As with many countries Britain is a source of shale gas but this is an as yet untapped resource and yet one that is understandably becoming more and more appealing to businesses and the government. The North Sea oil rig is one of the main contributors to the British Economy and quite often the economy rises and falls with the output of these oil fields; the economy shrank by 0.3% in the final quarter of 2012 because of declining gas and oil output.
“Shale gas could be a new North Sea for Britain, creating tens of thousands of jobs, supporting our manufacturers and reducing gas imports.”
The above statement was made by Corin Taylor, Senior Economic Adviser and author of a new report from the IoD regarding the potential impact of frakking for shale gas on the British economy. Such statements will undoubtedly incite excitement in a government that is looking for an immediate solution to their fiscal woes.
The report cited government figures that estimate 76% of the UK’s gas would be imported by 2030 the cost of which would be around £15.6bn. per year. However, according to this report, if shale gas were to be aggressively pursued gas imports would be reduced to around 37% by 2030 at a total cost of around £7.5bn. per year.
The above figures are clearly an encouraging incentive and shale gas has been somewhat of a revolutionary natural resource in countries that have found themselves with an abundance of it. The two most hotly discussed examples can be found in Northern America. The USA is hoping to be nearly entirely self sufficient regarding energy thanks to their vast reserves of shale gas and Canada is looking for a major boom to it’s economy thanks to their recently discovered tar sands, also known as oil sands. However, what on the surface appears to be the answer to all our looming fears over the future of global energy production could potentially force climate change into an irreversible state.

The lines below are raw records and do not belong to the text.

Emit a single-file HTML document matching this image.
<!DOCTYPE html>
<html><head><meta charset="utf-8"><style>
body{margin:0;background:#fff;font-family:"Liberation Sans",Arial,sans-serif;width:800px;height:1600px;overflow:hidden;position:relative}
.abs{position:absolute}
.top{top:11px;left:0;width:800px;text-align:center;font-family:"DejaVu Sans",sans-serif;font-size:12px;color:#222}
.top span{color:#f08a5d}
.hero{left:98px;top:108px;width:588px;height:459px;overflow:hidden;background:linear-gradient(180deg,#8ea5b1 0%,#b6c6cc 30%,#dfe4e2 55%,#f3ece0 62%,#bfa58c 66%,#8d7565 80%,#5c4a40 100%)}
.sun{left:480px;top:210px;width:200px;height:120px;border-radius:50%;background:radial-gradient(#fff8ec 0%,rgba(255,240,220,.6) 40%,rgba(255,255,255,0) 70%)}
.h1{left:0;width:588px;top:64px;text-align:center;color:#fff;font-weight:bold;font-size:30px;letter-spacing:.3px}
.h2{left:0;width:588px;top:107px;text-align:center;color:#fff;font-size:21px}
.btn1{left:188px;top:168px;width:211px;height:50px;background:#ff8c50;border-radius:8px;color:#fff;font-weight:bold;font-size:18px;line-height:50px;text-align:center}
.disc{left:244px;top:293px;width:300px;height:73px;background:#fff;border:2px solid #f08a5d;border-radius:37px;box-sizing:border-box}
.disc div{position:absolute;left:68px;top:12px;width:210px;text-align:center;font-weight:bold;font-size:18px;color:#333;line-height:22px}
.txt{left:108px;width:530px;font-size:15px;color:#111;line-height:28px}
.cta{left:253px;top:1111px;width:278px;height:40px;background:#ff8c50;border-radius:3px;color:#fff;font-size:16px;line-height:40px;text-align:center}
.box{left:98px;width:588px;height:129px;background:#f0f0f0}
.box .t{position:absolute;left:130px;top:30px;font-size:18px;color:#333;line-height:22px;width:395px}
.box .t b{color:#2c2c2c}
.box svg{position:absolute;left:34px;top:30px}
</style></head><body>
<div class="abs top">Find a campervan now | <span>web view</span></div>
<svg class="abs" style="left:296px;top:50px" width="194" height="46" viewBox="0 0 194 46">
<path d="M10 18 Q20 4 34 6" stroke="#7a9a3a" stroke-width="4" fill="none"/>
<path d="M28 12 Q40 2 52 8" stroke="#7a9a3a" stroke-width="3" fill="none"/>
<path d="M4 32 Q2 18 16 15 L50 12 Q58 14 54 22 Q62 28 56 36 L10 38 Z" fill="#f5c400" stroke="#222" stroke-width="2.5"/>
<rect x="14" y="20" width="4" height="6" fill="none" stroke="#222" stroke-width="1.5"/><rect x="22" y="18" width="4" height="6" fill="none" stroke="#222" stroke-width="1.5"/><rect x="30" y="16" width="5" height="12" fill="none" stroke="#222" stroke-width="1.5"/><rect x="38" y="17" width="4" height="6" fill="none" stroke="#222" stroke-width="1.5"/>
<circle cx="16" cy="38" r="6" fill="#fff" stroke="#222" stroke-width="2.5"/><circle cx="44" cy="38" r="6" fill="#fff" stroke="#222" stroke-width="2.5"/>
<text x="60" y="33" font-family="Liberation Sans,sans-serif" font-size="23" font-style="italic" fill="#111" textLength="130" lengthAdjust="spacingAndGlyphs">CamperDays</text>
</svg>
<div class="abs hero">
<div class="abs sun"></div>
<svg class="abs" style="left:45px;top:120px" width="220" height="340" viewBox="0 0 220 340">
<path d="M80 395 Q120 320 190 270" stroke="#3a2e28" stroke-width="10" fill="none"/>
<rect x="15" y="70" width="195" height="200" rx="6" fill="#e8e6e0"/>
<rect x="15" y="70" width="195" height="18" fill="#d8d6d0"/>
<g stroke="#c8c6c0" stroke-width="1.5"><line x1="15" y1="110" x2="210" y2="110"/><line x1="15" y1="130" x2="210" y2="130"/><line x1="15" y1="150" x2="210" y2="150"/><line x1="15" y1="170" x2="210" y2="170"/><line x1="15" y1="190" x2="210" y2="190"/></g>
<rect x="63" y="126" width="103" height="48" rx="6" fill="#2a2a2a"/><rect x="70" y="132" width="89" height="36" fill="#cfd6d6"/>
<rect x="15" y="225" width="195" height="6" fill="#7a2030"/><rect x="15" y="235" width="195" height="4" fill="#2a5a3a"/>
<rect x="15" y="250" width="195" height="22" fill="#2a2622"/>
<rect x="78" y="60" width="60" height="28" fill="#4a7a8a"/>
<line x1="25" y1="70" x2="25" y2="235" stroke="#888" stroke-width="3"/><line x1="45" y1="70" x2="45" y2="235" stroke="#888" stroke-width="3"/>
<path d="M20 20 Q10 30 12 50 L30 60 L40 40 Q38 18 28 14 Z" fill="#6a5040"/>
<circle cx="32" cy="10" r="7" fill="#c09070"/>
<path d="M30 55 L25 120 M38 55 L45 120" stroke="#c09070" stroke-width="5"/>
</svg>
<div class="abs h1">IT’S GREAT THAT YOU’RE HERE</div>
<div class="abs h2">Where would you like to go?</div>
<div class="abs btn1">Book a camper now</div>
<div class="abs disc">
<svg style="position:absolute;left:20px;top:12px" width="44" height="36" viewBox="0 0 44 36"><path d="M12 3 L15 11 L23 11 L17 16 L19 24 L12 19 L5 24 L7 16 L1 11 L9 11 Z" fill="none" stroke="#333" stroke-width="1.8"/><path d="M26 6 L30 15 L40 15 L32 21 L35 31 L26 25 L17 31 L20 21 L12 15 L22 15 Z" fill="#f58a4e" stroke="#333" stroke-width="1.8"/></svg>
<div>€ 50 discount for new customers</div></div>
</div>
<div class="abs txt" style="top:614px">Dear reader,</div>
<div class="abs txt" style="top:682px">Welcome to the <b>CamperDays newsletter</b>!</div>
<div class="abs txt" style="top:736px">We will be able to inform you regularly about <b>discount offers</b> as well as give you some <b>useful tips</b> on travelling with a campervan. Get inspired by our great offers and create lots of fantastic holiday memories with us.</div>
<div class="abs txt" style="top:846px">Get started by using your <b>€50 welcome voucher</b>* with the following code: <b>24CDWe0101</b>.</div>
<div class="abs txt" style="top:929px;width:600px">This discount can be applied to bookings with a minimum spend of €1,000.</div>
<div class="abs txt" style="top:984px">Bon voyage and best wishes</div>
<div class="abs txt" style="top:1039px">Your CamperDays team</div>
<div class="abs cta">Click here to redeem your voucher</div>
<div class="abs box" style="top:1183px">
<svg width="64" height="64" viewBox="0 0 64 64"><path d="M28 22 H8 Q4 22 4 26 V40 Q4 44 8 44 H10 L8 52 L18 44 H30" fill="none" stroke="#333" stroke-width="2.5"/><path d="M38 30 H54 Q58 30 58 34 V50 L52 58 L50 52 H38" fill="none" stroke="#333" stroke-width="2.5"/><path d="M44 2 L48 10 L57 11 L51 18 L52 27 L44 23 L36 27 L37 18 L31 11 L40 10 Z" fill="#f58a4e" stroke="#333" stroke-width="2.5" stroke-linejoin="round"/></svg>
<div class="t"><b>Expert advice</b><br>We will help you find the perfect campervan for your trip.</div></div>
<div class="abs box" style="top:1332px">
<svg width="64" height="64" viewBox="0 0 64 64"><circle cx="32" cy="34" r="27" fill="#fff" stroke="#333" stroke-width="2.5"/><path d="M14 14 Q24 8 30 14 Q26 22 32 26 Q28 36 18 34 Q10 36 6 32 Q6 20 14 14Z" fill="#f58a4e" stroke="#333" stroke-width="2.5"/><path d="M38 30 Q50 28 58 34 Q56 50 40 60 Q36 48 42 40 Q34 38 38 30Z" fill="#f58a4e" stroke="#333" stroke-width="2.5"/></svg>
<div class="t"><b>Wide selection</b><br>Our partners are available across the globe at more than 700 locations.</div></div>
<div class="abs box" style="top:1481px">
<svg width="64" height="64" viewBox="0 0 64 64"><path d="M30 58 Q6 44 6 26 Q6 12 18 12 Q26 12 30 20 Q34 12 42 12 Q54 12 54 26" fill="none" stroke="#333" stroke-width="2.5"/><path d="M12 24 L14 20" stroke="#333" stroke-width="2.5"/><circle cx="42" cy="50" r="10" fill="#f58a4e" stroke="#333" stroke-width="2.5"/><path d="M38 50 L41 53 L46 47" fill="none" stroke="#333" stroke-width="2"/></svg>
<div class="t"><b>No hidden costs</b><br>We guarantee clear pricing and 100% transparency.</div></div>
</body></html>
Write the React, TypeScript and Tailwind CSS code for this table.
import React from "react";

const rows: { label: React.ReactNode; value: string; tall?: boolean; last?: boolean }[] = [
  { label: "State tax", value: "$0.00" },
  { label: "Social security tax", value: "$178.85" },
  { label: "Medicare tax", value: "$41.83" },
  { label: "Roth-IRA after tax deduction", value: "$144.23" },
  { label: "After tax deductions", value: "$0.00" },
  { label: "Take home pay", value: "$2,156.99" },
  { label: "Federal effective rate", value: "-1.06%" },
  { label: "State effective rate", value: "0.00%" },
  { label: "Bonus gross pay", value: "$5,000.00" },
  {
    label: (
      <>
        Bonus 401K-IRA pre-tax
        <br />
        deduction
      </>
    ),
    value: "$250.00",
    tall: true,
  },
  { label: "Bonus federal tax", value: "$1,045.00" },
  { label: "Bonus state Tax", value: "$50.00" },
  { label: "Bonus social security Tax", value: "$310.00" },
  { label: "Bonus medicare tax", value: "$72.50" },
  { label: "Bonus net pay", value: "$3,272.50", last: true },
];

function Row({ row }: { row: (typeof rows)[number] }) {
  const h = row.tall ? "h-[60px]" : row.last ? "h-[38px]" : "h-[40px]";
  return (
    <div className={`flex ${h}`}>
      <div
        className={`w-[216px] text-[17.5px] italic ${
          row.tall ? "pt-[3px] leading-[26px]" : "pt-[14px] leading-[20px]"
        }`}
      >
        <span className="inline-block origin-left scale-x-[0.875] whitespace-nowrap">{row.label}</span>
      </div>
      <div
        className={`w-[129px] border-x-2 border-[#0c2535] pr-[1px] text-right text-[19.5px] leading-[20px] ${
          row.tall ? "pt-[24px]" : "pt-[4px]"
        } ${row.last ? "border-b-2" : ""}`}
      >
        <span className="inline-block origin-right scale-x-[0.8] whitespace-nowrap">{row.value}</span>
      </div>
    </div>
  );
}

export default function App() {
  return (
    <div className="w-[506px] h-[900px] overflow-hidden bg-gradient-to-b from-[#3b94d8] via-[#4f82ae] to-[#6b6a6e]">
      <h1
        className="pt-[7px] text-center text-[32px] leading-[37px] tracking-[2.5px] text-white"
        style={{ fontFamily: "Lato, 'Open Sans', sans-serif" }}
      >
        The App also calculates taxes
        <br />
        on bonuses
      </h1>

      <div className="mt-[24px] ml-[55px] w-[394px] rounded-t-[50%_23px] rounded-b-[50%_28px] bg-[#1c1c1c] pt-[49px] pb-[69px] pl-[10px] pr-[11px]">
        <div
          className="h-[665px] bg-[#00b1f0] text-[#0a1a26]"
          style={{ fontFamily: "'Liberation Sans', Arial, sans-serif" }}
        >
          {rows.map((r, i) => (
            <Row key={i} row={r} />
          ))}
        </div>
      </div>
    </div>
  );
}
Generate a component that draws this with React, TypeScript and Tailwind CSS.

The process by which shale gas is extracted is called ‘frakking’ and involves drilling a well to the depth at which the shale rock sits and then blasting the rock with water and chemicals. As the water and chemicals produce fissures in the rock natural gas is released and can subsequently be siphoned off and used as energy. One of the most commonly cited issues with frakking is that the chemicals used in the process can contaminate local water suppliers as only 50-70% of surplus water is recovered. However, these figures are regularly disputed and though there are examples of this, such as in Pennsylvania as outlined in this study, they appear to be isolated incidents and are yet to be corroborated by other communities located near frakking sites.
There are obvious benefits to excavating the shale gas resources, the economic boost alone is incredibly appealing, but surely this can only be seen as a desperate attempt to hold onto a system that will ultimately fail us. These resources can only ever be finite, and whilst they are available to be used their use will ultimately push climate change to such a degree that there is no stopping it and certainly no returning from it. We should see the dwindling supply of fossil fuels as a reason to pursue something new, to invest in renewable energy solutions that could potentially reverse the devastating impact that carbon emissions have had.